After the settlement grew with the whiskey trade and the establishment of the Saint Paul church, a teacher from New York named Harriet Bishop came there and opened the first school in the city. At the time, Minnesota wasn’t even a territory of the United States, much less a state. Its territory status was formalized in 1849, eight years after the establishment of the church, and two years after the establishment of the school. At the formalization of the territory, Saint Paul was named its capital. In 1857, the legislature of the territory voted to move the capital to Saint Peter. However, a legislator named Joe Rolette, who did not want the capital to move, stole the text of the approved bill and went into hiding with it. Since the physical text could not be found, the move could not take place. When Minnesota became a state in 1858, Saint Paul was still the capital and is still the capital today.
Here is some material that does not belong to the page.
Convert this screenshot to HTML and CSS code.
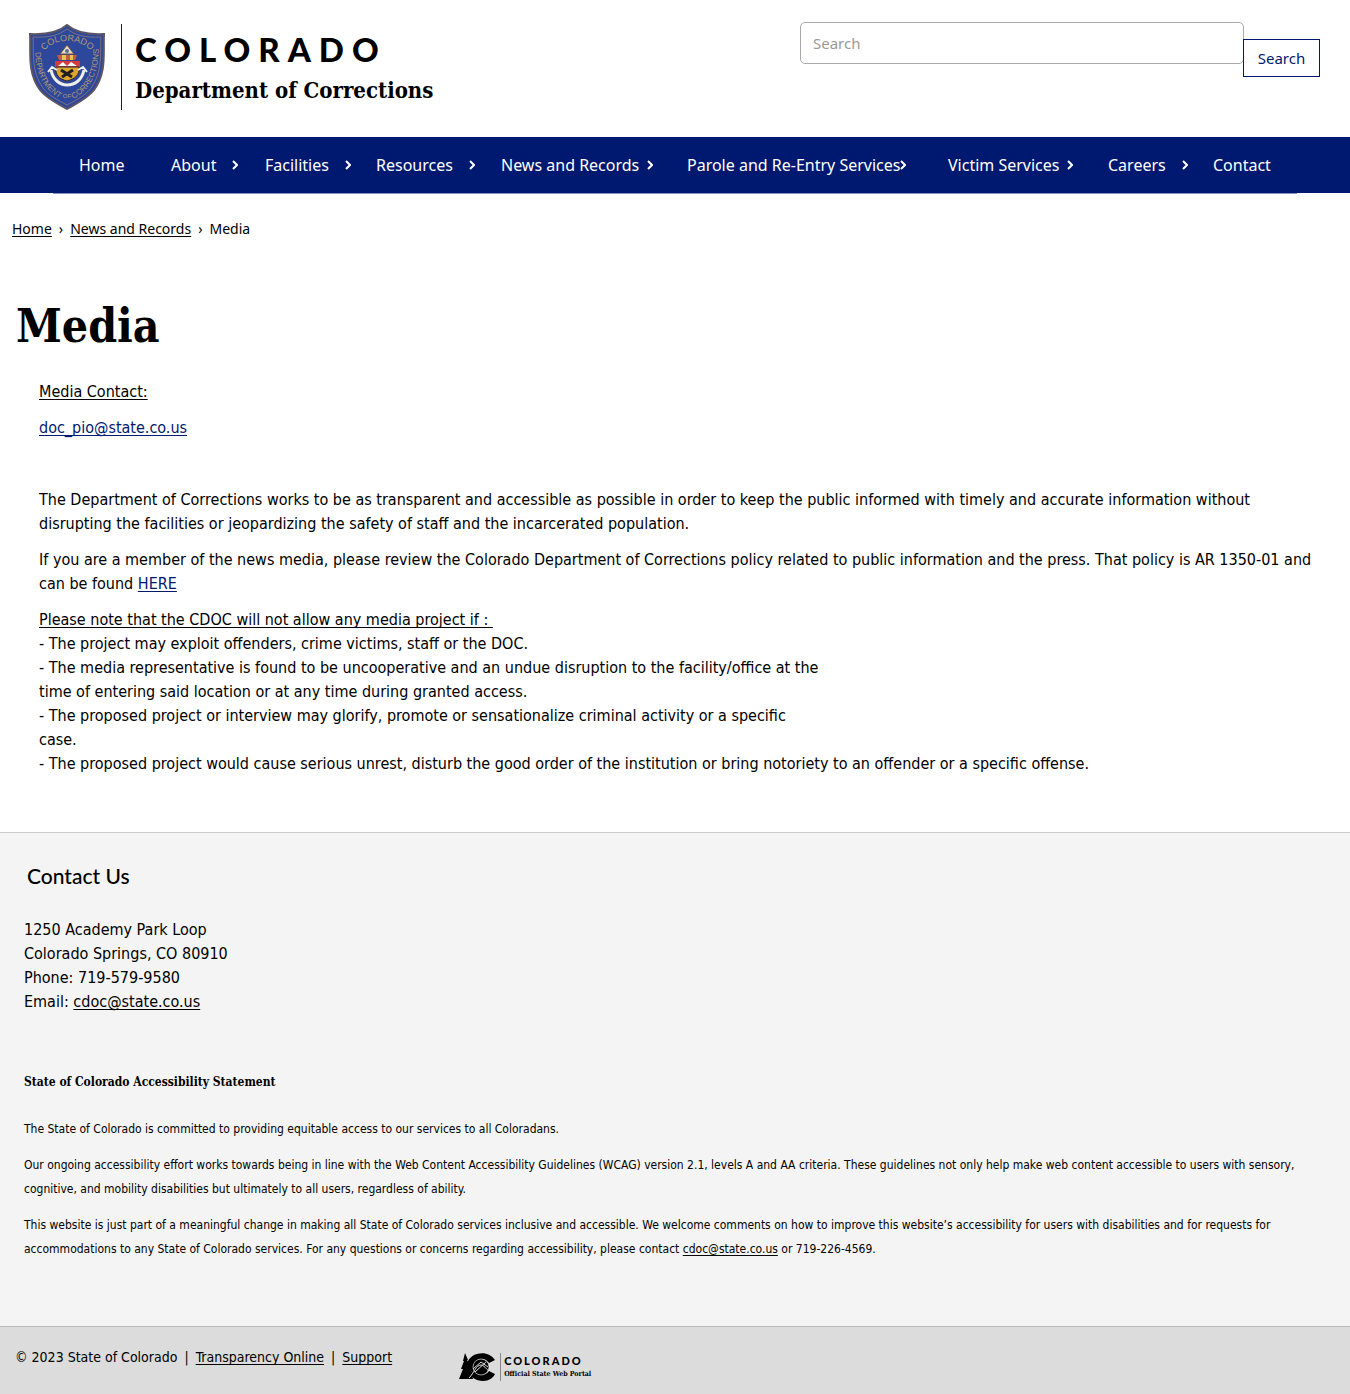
FILE: index.html
```html
<!DOCTYPE html>
<html lang="en">
<head>
<meta charset="utf-8">
<meta name="viewport" content="width=device-width, initial-scale=1">
<title>Media | Department of Corrections</title>
<link rel="stylesheet" href="styles.css">
</head>
<body>
<header class="site-header">
  <a class="brand" href="#">
    <svg class="shield" viewBox="0 0 76 86" width="76" height="86" aria-hidden="true">
      <defs>
        <path id="arc-top" d="M14 29 C22 13 54 13 63 29"/>
        <path id="arc-left" d="M6 25 C7 50 13 64 33 76"/>
        <path id="arc-right" d="M43 76 C63 64 69 50 70 23"/>
      </defs>
      <path d="M38 1C31 7 20 11 1 10C2 29-2 48 11 66C18 75 28 79 38 85C48 79 58 75 65 66C78 48 74 29 75 10C56 11 45 7 38 1Z" fill="#2d479b" stroke="#5b5566" stroke-width="2"/>
      <path d="M38 5C30 11 20 14 4 13C5 30 2 47 14 64C20 72 29 76 38 81C47 76 56 72 62 64C74 47 71 30 72 13C56 14 46 11 38 5Z" fill="none" stroke="#7e7180" stroke-width="1"/>
      <g class="shield-text">
        <text font-size="9"><textPath href="#arc-top" startOffset="50%" text-anchor="middle">COLORADO</textPath></text>
        <text font-size="8"><textPath href="#arc-left" startOffset="50%" text-anchor="middle">DEPARTMENT</textPath></text>
        <text font-size="8"><textPath href="#arc-right" startOffset="50%" text-anchor="middle">CORRECTIONS</textPath></text>
        <text x="38" y="74" font-size="6" text-anchor="middle">OF</text>
      </g>
      <path d="M38 21L45 30H31Z" fill="#e9dcc0" stroke="#6d4d45"/>
      <circle cx="38" cy="27" r="2" fill="#55739a"/>
      <path d="M28 31H48L46 36H30Z" fill="#c55b45"/><path d="M33 31H37V36H33ZM41 31H44V36H41Z" fill="#e8c34f"/>
      <path d="M26 37H51V43H26Z" fill="#d63b3d"/><path d="M29 42L34 38L38 42L42 38L48 42Z" fill="#fff"/>
      <path d="M27 43H50C51 51 46 55 38 57C30 55 26 51 27 43Z" fill="#dda62e" stroke="#292833"/>
      <path d="M32 46L43 53M44 46L33 53" stroke="#211e20" stroke-width="3"/>
      <path d="M22 46C24 56 31 61 38 61C46 61 53 56 55 46" fill="none" stroke="#f0eee9" stroke-width="3"/>
      <path d="M19 48L23 43L28 46M49 46L54 43L58 48" fill="none" stroke="#eee" stroke-width="2"/>
    </svg>
    <span class="brand-text"><span class="state">COLORADO</span><span class="department">Department of Corrections</span></span>
  </a>
  <form class="search" role="search">
    <input type="search" aria-label="Search" placeholder="Search">
    <button type="submit">Search</button>
  </form>
</header>
<nav class="main-nav" aria-label="Main">
  <ul>
    <li><a href="#">Home</a></li>
    <li><a href="#">About</a><svg class="chevron" viewBox="0 0 6 10"><path d="M1 1l4 4-4 4"/></svg></li>
    <li><a href="#">Facilities</a><svg class="chevron" viewBox="0 0 6 10"><path d="M1 1l4 4-4 4"/></svg></li>
    <li><a href="#">Resources</a><svg class="chevron" viewBox="0 0 6 10"><path d="M1 1l4 4-4 4"/></svg></li>
    <li class="snug"><a href="#">News and Records</a><svg class="chevron" viewBox="0 0 6 10"><path d="M1 1l4 4-4 4"/></svg></li>
    <li class="tight"><a href="#">Parole and Re-Entry Services</a><svg class="chevron" viewBox="0 0 6 10"><path d="M1 1l4 4-4 4"/></svg></li>
    <li class="snug"><a href="#">Victim Services</a><svg class="chevron" viewBox="0 0 6 10"><path d="M1 1l4 4-4 4"/></svg></li>
    <li><a href="#">Careers</a><svg class="chevron" viewBox="0 0 6 10"><path d="M1 1l4 4-4 4"/></svg></li>
    <li><a href="#">Contact</a></li>
  </ul>
</nav>
<nav class="breadcrumb" aria-label="Breadcrumb"><a href="#">Home</a><span>›</span><a href="#">News and Records</a><span>›</span><span>Media</span></nav>
<main>
  <h1>Media</h1>
  <div class="content">
    <p><u>Media Contact:</u></p>
    <p><a href="mailto:doc_pio@state.co.us">doc_pio@state.co.us</a></p>
    <p>&nbsp;</p>
    <p>The Department of Corrections works to be as transparent and accessible as possible in order to keep the public informed with timely and accurate information without disrupting the facilities or jeopardizing the safety of staff and the incarcerated population.</p>
    <p>If you are a member of the news media, please review the Colorado Department of Corrections policy related to public information and the press. That policy is AR 1350-01 and can be found <a href="#">HERE</a></p>
    <p><u>Please note that the CDOC will not allow any media project if :&nbsp;</u><br>
    - The project may exploit offenders, crime victims, staff or the DOC.<br>
    - The media representative is found to be uncooperative and an undue disruption to the facility/office at the<br>
    time of entering said location or at any time during granted access.<br>
    - The proposed project or interview may glorify, promote or sensationalize criminal activity or a specific<br>
    case.<br>
    - The proposed project would cause serious unrest, disturb the good order of the institution or bring notoriety to an offender or a specific offense.</p>
  </div>
</main>
<footer>
  <section class="contact">
    <h2>Contact Us</h2>
    <address>1250 Academy Park Loop<br>Colorado Springs, CO 80910<br>Phone: 719-579-9580<br>Email: <a href="mailto:cdoc@state.co.us">cdoc@state.co.us</a></address>
    <div class="statement">
      <h3>State of Colorado Accessibility Statement</h3>
      <p>The State of Colorado is committed to providing equitable access to our services to all Coloradans.</p>
      <p>Our ongoing accessibility effort works towards being in line with the Web Content Accessibility Guidelines (WCAG) version 2.1, levels A and AA criteria. These guidelines not only help make web content accessible to users with sensory, cognitive, and mobility disabilities but ultimately to all users, regardless of ability.</p>
      <p>This website is just part of a meaningful change in making all State of Colorado services inclusive and accessible. We welcome comments on how to improve this website’s accessibility for users with disabilities and for requests for accommodations to any State of Colorado services. For any questions or concerns regarding accessibility, please contact <a href="mailto:cdoc@state.co.us">cdoc@state.co.us</a> or 719-226-4569.</p>
    </div>
  </section>
  <div class="bottom-bar">
    <p class="legal">© 2023 State of Colorado <span>|</span> <a href="#">Transparency Online</a> <span>|</span> <a href="#">Support</a></p>
    <a class="portal" href="#">
      <svg viewBox="0 0 37 28" width="37" height="28" aria-hidden="true">
        <path d="M6 0L9 7L8 7L12 14L10 14L14 26H0L4 16L2 16L5 8L4 8Z"/>
        <path d="M36 7C32 1 25-1 18 1C10 3 7 10 8 16C10 24 17 28 24 28C30 28 34 25 36 21L30 18C28 21 25 22 22 21C15 20 13 13 17 9C20 5 27 5 30 10Z"/>
        <circle cx="22" cy="14" r="8"/>
        <path d="M10 25C15 20 17 12 22 12C25 12 27 16 30 18M14 16L22 9L29 14M16 19L27 9" fill="none" stroke="#dcdcdc" stroke-width="1"/>
        <circle cx="22" cy="14" r="8" fill="none" stroke="#dcdcdc" stroke-width=".7"/>
      </svg>
      <span class="portal-text"><span class="portal-state">COLORADO</span><span class="portal-name">Official State Web Portal</span></span>
    </a>
  </div>
</footer>
</body>
</html>
```
FILE: styles.css
```css
* { box-sizing: border-box; }
body { margin: 0; background: #fff; color: #000; font: 16px/24px "DejaVu Sans Condensed", "DejaVu Sans", sans-serif; }
p, h1, h2, h3, ul { margin: 0; }
a { color: inherit; }
a, u { text-underline-offset: 2px; text-decoration-skip-ink: none; }

.site-header { display: flex; justify-content: space-between; align-items: flex-start; padding: 22px 30px 27px; }
.brand { display: flex; gap: 16px; padding-top: 2px; text-decoration: none; }
.shield { display: block; margin-left: -1px; }
.shield-text { fill: #b39a72; font-family: "Liberation Sans Narrow", "Liberation Sans", sans-serif; }
.brand-text { display: flex; flex-direction: column; gap: 10px; border-left: 1px solid #222; padding: 7px 0 3px 13px; }
.state { font: 900 33px/36px Lato, sans-serif; letter-spacing: 8px; }
.department { font: bold 22px/26px "DejaVu Serif Condensed", "DejaVu Serif", serif; white-space: nowrap; }
.search { display: flex; width: 520px; }
.search input { flex: 1; min-width: 0; height: 42px; padding: 0 12px; border: 1px solid #aaa; border-radius: 5px; background: #fff; font: 15px/24px "Noto Sans", sans-serif; }
.search input::placeholder { color: #999; opacity: 1; }
.search button { width: 77px; height: 38px; margin: 17px 0 0 -1px; padding: 0; border: 1px solid #001970; background: #fff; color: #001970; font: 15px/24px "Noto Sans", sans-serif; }

.main-nav { background: #001970; padding: 0 53px; color: #fff; font-family: "Noto Sans", sans-serif; }
.main-nav ul { display: grid; grid-template-columns: 92fr 94fr 111fr 125fr 186fr 261fr 160fr 105fr 84fr; padding: 0 0 0 26px; box-shadow: 0 1px #8a90bd; list-style: none; }
.main-nav li { display: flex; align-items: center; gap: 16px; height: 56px; white-space: nowrap; }
.main-nav .snug { gap: 8px; }
.main-nav .tight { gap: 0; }
.main-nav a { text-decoration: none; }
.chevron { width: 6px; height: 10px; flex: none; fill: none; stroke: #fff; stroke-width: 2; }

.breadcrumb { display: flex; gap: 7px; padding: 24px 12px; font-family: "Noto Sans", sans-serif; font-size: 14px; }

h1 { padding: 31px 16px 24px; font: bold 46px/60px "DejaVu Serif Condensed", "DejaVu Serif", serif; }
.content { padding: 0 30px 56px 39px; }
.content p + p { margin-top: 12px; }
.content a { color: #001970; }

.contact { border-top: 1px solid #ccc; background: #f4f4f4; padding: 31px 24px 65px; }
h2 { padding: 0 3px; font: 500 21px/24px Lato, sans-serif; }
address { margin-top: 30px; font-style: normal; }
.statement { margin-top: 56px; font-size: 12px; }
h3 { margin-bottom: 23px; font: bold 12px/24px "DejaVu Serif Condensed", "DejaVu Serif", serif; }
.statement p + p { margin-top: 12px; }
.bottom-bar { display: flex; gap: 67px; border-top: 1px solid #bbb; background: #dcdcdc; padding: 18px 15px 13px; }
.legal { font-size: 14px; }
.legal span { margin: 0 3px; }
.portal { display: flex; gap: 4px; padding-top: 8px; text-decoration: none; }
.portal-text { display: flex; flex-direction: column; gap: 2px; border-left: 1px solid #888; padding: 2px 0 0 3px; }
.portal-state { font: 900 11px/12px Lato, sans-serif; letter-spacing: 2px; }
.portal-name { font: bold 7px/10px "DejaVu Serif Condensed", "DejaVu Serif", serif; white-space: nowrap; }
```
The year Minnesota became a state, there were one thousand-plus steamboats working in Saint Paul. The city was a hub for travelers to the Minnesota frontier and to Dakota Territory. It was also the last place that boats coming upriver could unload their cargo, thanks to the stone bluffs in the northern Mississippi River Valley. Saint Paul was called The Last City of the East during this time. The railroad came shortly after statehood, making Saint Paul an even bigger and more important industrial city.

After the Civil War, there was a building boom in Saint Paul. Over the next century, skyscrapers, roads, highways, an interstate highway, and untold numbers of increasingly modern houses were built there. Downtown Saint Paul became an economically thriving area. In fact, when the interstate was built, Saint Paul already had a fully developed downtown and residential landscape, which made the project a challenging but successful one.

With a huge airport shared with Minneapolis, St Paul is still an important transportation hub for the region. To think it all started with a tavern called Pig’s Eye is pretty amazing. St Paul is a remarkable city.